I feel their are many Architecture flaws that could jeopardize the entire motive of having such thing in place.
When you would be Generating these keys, How do you make sure you do it securely?
How do you guarantee the security of this particular machine and if this gets hacked it has all the private keys...That's actually worse right?
Good job, Pranith! Keep working on ideas like these and exploring blockchain-based solutions. This is absolutely the way to go for our future.
Hi Pranith!! First of all, I can't believe this is the first time you write a series like this! I'm very impressed.
I a currently working on a very similar project in school, a blockchain-based voting app and despite what those guys are commenting, I don't think you are "reinventing the wheel". I see this as taking advantage of tech in order to improve ou daily lives.

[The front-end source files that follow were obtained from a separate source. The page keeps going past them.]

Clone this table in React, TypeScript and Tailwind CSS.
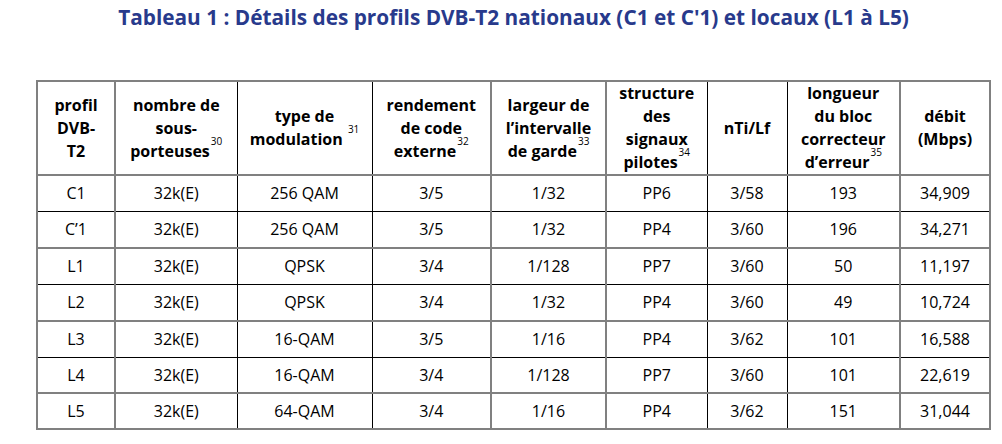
import React from "react";

type Row = string[];

const ROWS: Row[] = [
  ["C1", "32k(E)", "256 QAM", "3/5", "1/32", "PP6", "3/58", "193", "34,909"],
  ["C’1", "32k(E)", "256 QAM", "3/5", "1/32", "PP4", "3/60", "196", "34,271"],
  ["L1", "32k(E)", "QPSK", "3/4", "1/128", "PP7", "3/60", "50", "11,197"],
  ["L2", "32k(E)", "QPSK", "3/4", "1/32", "PP4", "3/60", "49", "10,724"],
  ["L3", "32k(E)", "16-QAM", "3/5", "1/16", "PP4", "3/62", "101", "16,588"],
  ["L4", "32k(E)", "16-QAM", "3/4", "1/128", "PP7", "3/60", "101", "22,619"],
  ["L5", "32k(E)", "64-QAM", "3/4", "1/16", "PP4", "3/62", "151", "31,044"],
];

// hauteur de chaque ligne (les lignes paires ont 1px de plus)
const HEIGHTS = ["h-[36px]", "h-[37px]", "h-[36px]", "h-[37px]", "h-[36px]", "h-[36px]", "h-[36px]"];

// bordures grises épaisses après ces colonnes, noires fines sinon
const RIGHT = [
  "border-r-2 border-r-[#808080]",
  "border-r border-r-black",
  "border-r border-r-black",
  "border-r-2 border-r-[#808080]",
  "border-r-2 border-r-[#808080]",
  "border-r border-r-black",
  "border-r border-r-black",
  "border-r-2 border-r-[#808080]",
  "border-r-2 border-r-[#808080]",
];

function Sup({ n }: { n: string }) {
  return <sup className="ml-[1px] align-[7px] text-[10px] font-normal leading-none">{n}</sup>;
}

const HEAD: React.ReactNode[] = [
  <>profil<br />DVB-<br />T2</>,
  <>nombre de<br />sous-<br />porteuses<Sup n="30" /></>,
  <>type de<br />modulation <Sup n="31" /></>,
  <>rendement<br />de code<br />externe<Sup n="32" /></>,
  <>largeur de<br />l’intervalle<br />de garde<Sup n="33" /></>,
  <>structure<br />des<br />signaux<br />pilotes<Sup n="34" /></>,
  <>nTi/Lf</>,
  <>longueur<br />du bloc<br />correcteur<br />d’erreur<Sup n="35" /></>,
  <>débit<br />(Mbps)</>,
];

export default function App() {
  return (
    <div className="h-[444px] w-[1002px] bg-white font-['Open_Sans',sans-serif] text-black">
      <h1 className="ml-[36px] w-[955px] whitespace-nowrap pt-[3px] text-center text-[20.8px] font-bold leading-[28px] text-[#283a8c]">
        Tableau 1 : Détails des profils DVB-T2 nationaux (C1 et C'1) et locaux (L1 à L5)
      </h1>

      <table className="ml-[36px] mt-[49px] w-[955px] table-fixed border-collapse border-2 border-[#808080] text-center text-[16px]">
        <colgroup>
          <col className="w-[78px]" />
          <col className="w-[122px]" />
          <col className="w-[135px]" />
          <col className="w-[119px]" />
          <col className="w-[115px]" />
          <col className="w-[101px]" />
          <col className="w-[80px]" />
          <col className="w-[113px]" />
          <col className="w-[90px]" />
        </colgroup>
        <thead>
          <tr className="h-[92px]">
            {HEAD.map((h, i) => (
              <th
                key={i}
                className={`border-b-2 border-b-[#808080] p-0 align-middle font-bold leading-[23px] ${RIGHT[i]}`}
              >
                {h}
              </th>
            ))}
          </tr>
        </thead>
        <tbody>
          {ROWS.map((row, r) => (
            <tr key={r} className={HEIGHTS[r]}>
              {row.map((cell, i) => (
                <td
                  key={i}
                  className={`p-0 align-middle leading-[22px] ${RIGHT[i]} ${
                    r % 2 === 1 ? "border-b-2 border-b-[#808080]" : "border-b border-b-black"
                  }`}
                >
                  {cell}
                </td>
              ))}
            </tr>
          ))}
        </tbody>
      </table>
    </div>
  );
}
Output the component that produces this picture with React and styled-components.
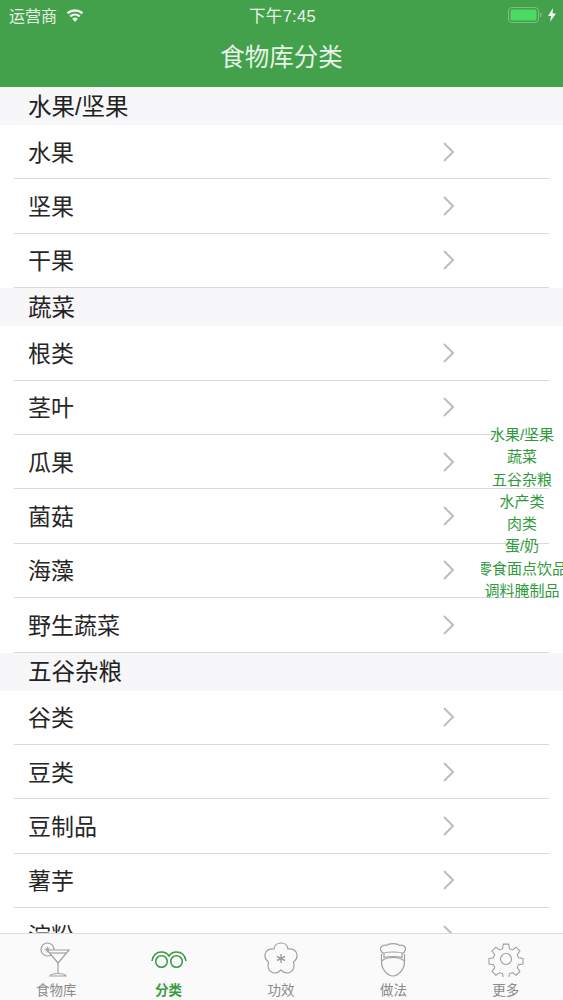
import React from "react";
import styled, { createGlobalStyle } from "styled-components";

const GlobalStyle = createGlobalStyle`
  html, body {
    margin: 0;
    padding: 0;
    height: 100%;
    background: #fff;
    font-family: "Liberation Sans", "Noto Sans CJK SC", sans-serif;
  }
  #root {
    height: 100%;
  }
`;

const Page = styled.div`
  position: relative;
  display: flex;
  flex-direction: column;
  width: 563px;
  height: 1000px;
  overflow: hidden;
  background: #fff;
`;

const Header = styled.header`
  flex: none;
  height: 87px;
  background: #43a04b;
  color: #fff;
`;

const StatusBar = styled.div`
  display: grid;
  grid-template-columns: 1fr auto 1fr;
  align-items: center;
  height: 30px;
  padding: 0 7px 0 9px;
`;

const Carrier = styled.div`
  display: flex;
  align-items: center;
  gap: 8px;
  font-size: 16px;
  color: #e4f2e5;
`;

const Clock = styled.div`
  font-size: 16.5px;
  letter-spacing: 0.3px;
  color: #e9f5ea;
`;

const Battery = styled.div`
  display: flex;
  align-items: center;
  justify-content: flex-end;
  gap: 6px;
`;

const Title = styled.h1`
  margin: 0;
  padding-top: 10px;
  font-size: 24.5px;
  line-height: 36px;
  font-weight: 400;
  text-align: center;
  color: #e6f3e7;
`;

const List = styled.main`
  flex: 1;
  min-height: 0;
  overflow: hidden;
`;

const SectionTitle = styled.div`
  display: flex;
  align-items: center;
  height: 38px;
  padding: 0 0 3px 28px;
  background: #f7f6f8;
  font-size: 23.5px;
  color: #222;
  box-sizing: border-box;
`;

const Row = styled.div`
  display: flex;
  align-items: center;
  justify-content: space-between;
  box-sizing: border-box;
  height: 54.4px;
  margin-left: 14px;
  width: 535px;
  padding: 0 94px 2px 14px;
  border-bottom: 1px solid #d9d9d9;
  font-size: 23px;
  color: #262626;
`;

const ChevronIcon = styled.svg`
  margin-top: 2px;
`;

const SideIndex = styled.nav`
  position: absolute;
  top: 424px;
  right: 0;
  width: 82px;
  overflow: hidden;
`;

const IndexItem = styled.div`
  display: flex;
  justify-content: center;
  height: 22.3px;
  line-height: 22.3px;
  font-size: 15px;
  white-space: nowrap;
  color: #2f9a3c;
`;

const TabBar = styled.footer`
  flex: none;
  display: grid;
  grid-template-columns: repeat(5, 1fr);
  height: 67px;
  box-sizing: border-box;
  border-top: 1px solid #dcdcdc;
  background: #fafafa;
  padding: 0 1px 0 0;
`;

const Tab = styled.div`
  display: flex;
  flex-direction: column;
  align-items: center;
  color: ${(props) => (props.active ? "#3c9a45" : "#8a8a8a")};
`;

const TabIcon = styled.div`
  display: flex;
  align-items: center;
  justify-content: center;
  height: 50px;
  color: ${(props) => (props.active ? "#3c9a45" : "#a0a0a0")};
`;

const TabLabel = styled.span`
  font-size: 13.5px;
  line-height: 14px;
  font-weight: ${(props) => (props.active ? 700 : 400)};
`;

const Chevron = () => (
  <ChevronIcon width="13" height="20" viewBox="0 0 13 20" fill="none" stroke="#bdbdbd" strokeWidth="2">
    <path d="M2 1l9 9-9 9" />
  </ChevronIcon>
);

const Wifi = () => (
  <svg width="20" height="14" viewBox="0 0 18 13" fill="#eef7ef">
    <path d="M9 13l-2.600-3.100a4 4 0 0 1 5.200 0z" />
    <path d="M5.300 8.600L3.900 7a7.800 7.800 0 0 1 10.200 0l-1.400 1.600a5.700 5.700 0 0 0-7.400 0z" />
    <path d="M2.800 5.700L1.300 4a11.800 11.800 0 0 1 15.400 0l-1.500 1.700a9.500 9.500 0 0 0-12.400 0z" />
  </svg>
);

const BatteryIcon = () => (
  <svg width="34" height="18" viewBox="0 0 34 18">
    <rect x="0.5" y="1.5" width="30" height="15" rx="3.5" fill="none" stroke="#7cc083" />
    <rect x="2.500" y="3.500" width="26" height="11" rx="2" fill="#4cd964" />
    <rect x="32" y="7" width="1.500" height="4" fill="#7cc083" />
  </svg>
);

const Bolt = () => (
  <svg width="8" height="14" viewBox="0 0 8 14" fill="#eef7ef">
    <path d="M5 0L0 8h3l-1 6 6-8.500H4.600z" />
  </svg>
);

const CocktailIcon = () => (
  <svg width="36" height="36" viewBox="0 0 36 36" fill="none" stroke="currentColor" strokeWidth="1.2">
    <circle cx="9.500" cy="8.500" r="6.500" />
    <path d="M6.500 8.500h6M9.500 5.500v6M7.500 6.500l4 4M11.500 6.500l-4 4" strokeWidth="0.8" />
    <path d="M9 9h22L20 22z" fill="#fafafa" />
    <path d="M12 12h16" />
    <path d="M20 22v11M12 35c1-2 4-2.500 8-2.500s7 .5 8 2.500z" />
  </svg>
);

const GlassesIcon = () => (
  <svg width="36" height="24" viewBox="0 0 36 24" fill="none" stroke="currentColor" strokeWidth="1.5">
    <circle cx="10.500" cy="14.500" r="5.800" />
    <circle cx="25.500" cy="14.500" r="5.800" />
    <path d="M1 14C2 8 6 5 10.500 5c3.500 0 6 1.500 7.500 4 1.500-2.500 4-4 7.500-4C30 5 34 8 35 14" />
  </svg>
);

const FlowerIcon = () => (
  <svg width="36" height="36" viewBox="0 0 36 36" fill="none" stroke="currentColor" strokeWidth="1.2">
    <path d="M18 2c4 0 6.500 2.500 7 6 4-.5 8.500 1 9 5.500.4 3.500-1.500 6-3.500 7.500 1 4 .5 8-3 10-3.500 1.800-7 .5-9.500-2-2.500 2.500-6 3.800-9.500 2-3.500-2-4-6-3-10-2-1.500-3.900-4-3.500-7.500C2.500 9 7 7.500 11 8c.5-3.500 3-6 7-6z" />
    <path d="M18 13v9M14 15.500l8 4M22 15.500l-8 4" strokeWidth="1.400" />
  </svg>
);

const ChefIcon = () => (
  <svg width="28" height="36" viewBox="0 0 28 36" fill="none" stroke="currentColor" strokeWidth="1.2">
    <path d="M5 12.500C1.500 11 .5 7.500 2.500 5.500 4 4 6 4 7.500 4.500 9.500 2 18.500 2 20.500 4.500 22 4 24 4 25.500 5.500c2 2 1 5.500-2.500 7" />
    <path d="M5 12.500c0-1 4-1.500 9-1.500s9 .5 9 1.500v4c-5-1-13-1-18 0z" />
    <path d="M2.500 13v8c0 7 6 14 11.500 14s11.500-7 11.500-14v-8" />
    <path d="M2.500 20c3-2.500 6-3.500 11.500-3.500s8.500 1 11.500 3.500" />
  </svg>
);

const GearIcon = () => (
  <svg width="36" height="36" viewBox="0 0 36 36" fill="none" stroke="currentColor" strokeWidth="1.2">
    <circle cx="18" cy="18" r="5.500" />
    <path d="M15 1.500h6l.8 5 3.300 1.400 4.200-3 4.200 4.300-3 4.100 1.400 3.300 5 .9v6l-5 .8-1.400 3.300 3 4.200-4.200 4.200-4.200-3-3.300 1.400-.8 5h-6l-.8-5-3.300-1.400-4.200 3-4.200-4.200 3-4.200-1.400-3.300-5-.8v-6l5-.9 1.400-3.300-3-4.100 4.200-4.300 4.200 3L14.200 6.500z" transform="translate(1.800 1.800) scale(0.9)" />
  </svg>
);

const sections = [
  { title: "水果/坚果", items: ["水果", "坚果", "干果"] },
  { title: "蔬菜", items: ["根类", "茎叶", "瓜果", "菌菇", "海藻", "野生蔬菜"] },
  { title: "五谷杂粮", items: ["谷类", "豆类", "豆制品", "薯芋", "淀粉"] },
];

const indexItems = ["水果/坚果", "蔬菜", "五谷杂粮", "水产类", "肉类", "蛋/奶", "零食面点饮品", "调料腌制品"];

const tabs = [
  { label: "食物库", icon: <CocktailIcon /> },
  { label: "分类", icon: <GlassesIcon />, active: true },
  { label: "功效", icon: <FlowerIcon /> },
  { label: "做法", icon: <ChefIcon /> },
  { label: "更多", icon: <GearIcon /> },
];

const App = () => (
  <Page>
    <GlobalStyle />
    <Header>
      <StatusBar>
        <Carrier>
          运营商
          <Wifi />
        </Carrier>
        <Clock>下午7:45</Clock>
        <Battery>
          <BatteryIcon />
          <Bolt />
        </Battery>
      </StatusBar>
      <Title>食物库分类</Title>
    </Header>
    <List>
      {sections.map((section) => (
        <section key={section.title}>
          <SectionTitle>{section.title}</SectionTitle>
          {section.items.map((item) => (
            <Row key={item}>
              {item}
              <Chevron />
            </Row>
          ))}
        </section>
      ))}
    </List>
    <SideIndex>
      {indexItems.map((item) => (
        <IndexItem key={item}>{item}</IndexItem>
      ))}
    </SideIndex>
    <TabBar>
      {tabs.map((tab) => (
        <Tab key={tab.label} active={tab.active}>
          <TabIcon active={tab.active}>{tab.icon}</TabIcon>
          <TabLabel active={tab.active}>{tab.label}</TabLabel>
        </Tab>
      ))}
    </TabBar>
  </Page>
);

export default App;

For that, congratulations! Btw, let's let the grumpy developers over there know that a city in Japan recently started using this tech to gather votes for social development programs. I guess the old paper wheel wasn't good enough, after all. ¯_(ツ)_/¯
Now, I am a bit confused about your consensus. Are you using PoS? Why? Why not Proof of Identity (since you only have to check the VoterID against the list of people registered to vote) or Proof of Human? or even Zero-Proof knowledge? I had all these questions before and I wanna know how you tackled them! :D
I like the fact that your network does not have any human-regulators, like the guys from "FollowMyVote". Instead, you have a network of node-producers who are randomly chosen on the network. Very clever!
Tell me something, what necessarily is registered in the block? Everywhere I read about blockchain tells me that what is stored in the block is the exchange of assets from one person to another. Is your network based on tokens? What are the swapped assets in your case?
I hope you continue to enlighten us with your series. Congratulations again! And looking forward to hearing from you.